Only “Davis” manages to knock off Scarlett’s friend Darcy and overpower Scarlett, her mom Linda and her boyfriend August (Santiago Segura), a colorless nerd she knew in high school but thought she’d grown beyond until Darcy shoved them back together and Scarlett found August’s computer hacking skills useful. The big climax occurs when Scarlett shows up at her own home for what she thinks is going to be a meeting with Darcy, only when she gets there Davis has tied up both her mom and August — though eventually Scarlett and Davis have a fight and force Davis to drop his gun, and mom picks it up and plugs him just before the FBI arrives. The 2016 His Double Life is just one ridiculous plot contrivance after another, and it’s not terribly well acted either: Cristine Prosperi goes through the entire movie with one blank expression on her face, which apparently was her attempt to look “serious” but just makes her look dorky, and though he’s hot enough I could fantasize about him Brian Krause is also pretty blank as an actor, especially when he has to make a final speech in which he says the U.S. is too powerful and he needs to do what he’s doing to “restore the balance” by making Russia a rival superpower again — which sounds like the sorts of real-life rationalizations the Soviet spies in the 1930’s, 1940’s and 1950’s were making.

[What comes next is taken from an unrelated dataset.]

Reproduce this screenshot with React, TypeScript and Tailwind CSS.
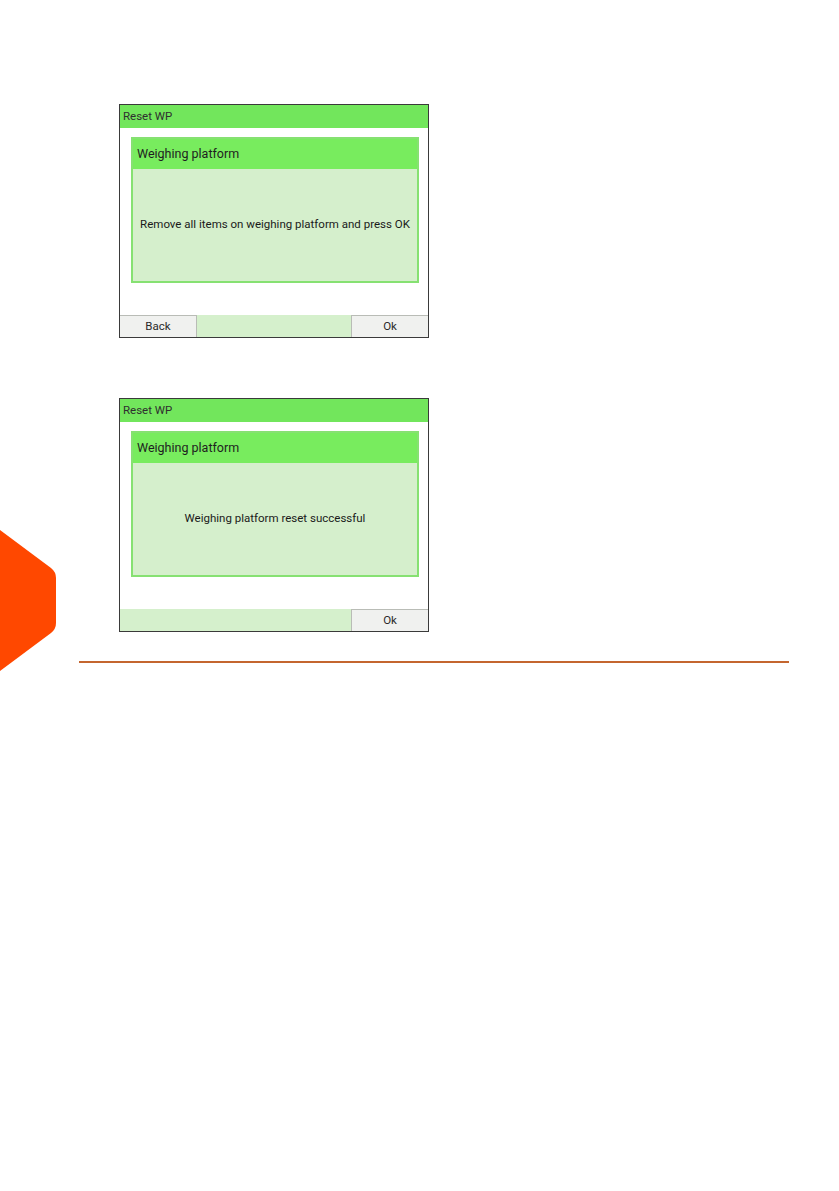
import React from 'react';

type ScreenProps = {
  title: string;
  message: string;
  showBack?: boolean;
};

const Screen: React.FC<ScreenProps> = ({ title, message, showBack }) => {
  return (
    <div className="w-[310px] h-[234px] border border-[#3a3a3a] bg-white flex flex-col font-['Roboto',sans-serif]">
      {/* Title bar */}
      <div className="h-[23px] shrink-0 bg-[#72e65c] flex items-center pl-[3px] text-[11.5px] text-[#2f2f2f]">
        {title}
      </div>

      {/* Dialog panel */}
      <div className="mt-[9px] ml-[11px] mr-[9px] h-[146px] border-2 border-[#86e172] flex flex-col">
        <div className="h-[30px] shrink-0 bg-[#78ec5e] flex items-center pl-[4px] text-[12.5px] text-[#1f1f1f]">
          Weighing platform
        </div>
        <div className="flex-1 bg-[#d5efcc] flex items-center justify-center text-[11.5px] text-[#1a1a1a]">
          {message}
        </div>
      </div>

      <div className="flex-1" />

      {/* Button row */}
      <div className="h-[22px] shrink-0 bg-[#d5f0cc] flex justify-between">
        {showBack ? (
          <div className="w-[77px] h-full bg-[#f0f1ef] border border-[#b9bcb6] border-b-0 border-l-0 flex items-center justify-center text-[11.5px] text-[#2a2a2a]">
            Back
          </div>
        ) : (
          <div />
        )}
        <div className="w-[77px] h-full bg-[#f0f1ef] border border-[#b9bcb6] border-b-0 border-r-0 flex items-center justify-center text-[11.5px] text-[#2a2a2a]">
          Ok
        </div>
      </div>
    </div>
  );
};

const App: React.FC = () => {
  return (
    <div className="relative w-[839px] h-[1191px] bg-white overflow-hidden">
      {/* Orange side tab */}
      <svg
        className="absolute left-0 top-[530px]"
        width="58"
        height="141"
        viewBox="0 0 58 141"
        aria-hidden="true"
      >
        <path d="M0 0 L51 38 Q56 42 56 48 L56 93 Q56 99 51 103 L0 141 Z" fill="#ff4800" />
      </svg>

      <div className="flex flex-col pt-[104px]">
        <div className="pl-[119px]">
          <Screen title="Reset WP" message="Remove all items on weighing platform and press OK" showBack />
        </div>
        <div className="pl-[119px] mt-[60px]">
          <Screen title="Reset WP" message="Weighing platform reset successful" />
        </div>
        <div className="mt-[29px] ml-[79px] w-[710px] h-[2px] bg-[#c4662f]" />
      </div>
    </div>
  );
};

export default App;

Indeed, at least one of the agendas Sullivan and Schenck were pursuing in making this movie was heating up the Cold War again — a final title says that Russia has actually increased its number of espionage agents in the U.S. since the Soviet Union fell and “they could be your co-workers … your friends … your neighbors … your husbands.” I wouldn’t mind that so much if the show had at least stayed more or less within the bounds of credibility enough to be entertaining — Charles has been bothered by the neo-Cold War politics of the CBS-TV series Madam Secretary but at least their episodes have been well written and, within the conventions of TV drama, reasonably believable, which His Double Life was decidedly not.